The hijacking conviction - along with a formidable array of other criminal verdicts - was overturned in 2009. And Sharif's declaration that he paid US$10 of income tax between 1994 and 1996 must be set against the fact that he broke no law and stumped up a further US$60,000 in wealth tax.
Nonetheless, it would be fair to say that if the failure of Pakistan's political system has a face, Sharif's cherubic features would once have fitted the bill.
In his political heartland of Punjab, Pakistan's most populous province, Sharif's supporters call him the "lion". Can this 63-year-old lion possibly change his mane? Or is he fated to symbolise the worst of a political system based on patronage, power-hunger and preservation of privilege?
Those closest to him insist that he is a changed man. Throughout the election campaign, his favourite daughter, Maryam, 39, has been his principal cheerleader. While canvassing voters from her bullet-proof car in Lahore, she told journalists: "He's a thinker now. I think there's no hunger or greed for power. This is the time he wants to do something for the country."
When Sharif last had the chance to do something for Pakistan, things did not turn out well. His first term as Prime Minister between 1990 and 1993 ended in ignominy when he was sacked by the President for alleged corruption.
When he won the 1996 election - requiring the famous tax declaration on his nomination papers - Sharif harboured an obsessive desperation to cling to power.
He rewrote the constitution to ban the President from ever sacking a Prime Minister again then he moved to neutralise every other centre of power. When Parliament proved troublesome, another amendment made MPs legally obliged to vote according to the party line. His idea of responding to a charge of contempt was to boycott the hearing and send a mob of supporters instead who ransacked the Supreme Court in 1997 and threatened the judges.
Sharif's last Government armed the Taleban regime in Afghanistan, tested nuclear weapons (in response to earlier detonations in India) and blundered into an undeclared war that cost hundreds of lives by sending Pakistani troops deep into Indian-held territory during the Kargil affair in 1999.
But there was one institution Sharif failed to subdue: Pakistan's all-powerful army. He tried his best, sacking army chief General Pervez Musharraf, while he was in midair, en route to Pakistan from Sri Lanka.
That decision sealed Sharif's downfall. Desperate to prevent the general from getting back to the country and taking revenge by launching a coup, he ordered Karachi Airport not to allow the plane to land. The runway of Pakistan's busiest airport was duly blocked with three fire engines.
The Airbus A300 with Musharraf and 197 other passengers on board was told it could not land in Pakistanbut the aircraft had insufficient fuel to go anywhere else.
With the plane down to seven minutes of fuel, the army took control of Karachi Airport and allowed the Airbus to land. Musharraf immediately overthrew Sharif, consigning him first to prison and then into exile.
Sharif was assailed by criminal cases and accumulated a battery of convictions. In 2000, he was found guilty of hijacking and corruption and banned from holding office for 21 years.

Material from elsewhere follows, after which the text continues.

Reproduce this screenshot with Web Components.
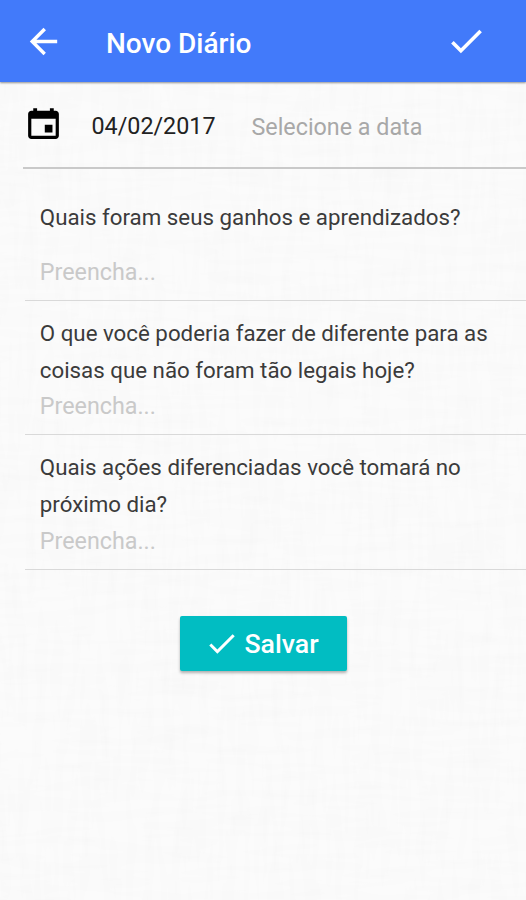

He lived in luxurious exile in Saudi Arabia until 2007, when Musharraf's regime became so discredited and unpopular that opponents of military rule were allowed to return Those convictions prevented Sharif from contesting the 2008 election but were overturned the following year.
The claim that Sharif is a changed man cannot be dismissed. Western diplomats speak privately of a more mature politician, ready to compromise in the interests of Pakistan.
President Asif Ali Zardari is one of Sharif's oldest political foes. The outgoing Government was deeply unpopular and Sharif, whose PML-N party held 91 seats on the opposition benches, might have taken his first opportunity to turf out the President's Administration. He chose not to.
Instead, Sharif's restraint was one of the factors allowing the last Government to be Pakistan's first civilian Administration to serve a full term.
"He is more diplomatic and more pragmatic than he used to be," says Osama Siddique, from the policy department at Lahore University of Management Sciences. "He still has a lot of issues, but he has learned from taking on the military and judiciary head on."
Other factors might also keep Sharif on the straight and narrow. Imran Khan, the cricket captain turned party leader, won 35 seats in this election, up from zero in the last Parliament. Khan could become a formidable opposition leader.
The fact that this election saw a turnout of about 60 per cent - exceptionally high by Pakistani standards - will strengthen the country's democracy.
Meanwhile, the local media are more diverse and outspoken than ever before, with a plethora of new television news channels.
Pakistan's tortured co-operation with the West against terrorism will remain the preserve of the army and the security establishment.
But there remains the shadow cast by his record in office. As the results came in at his campaign headquarters, Sharif was asked about his mistakes in power."There are so many things playing on my mind," he replied. "I can't remember those mistakes."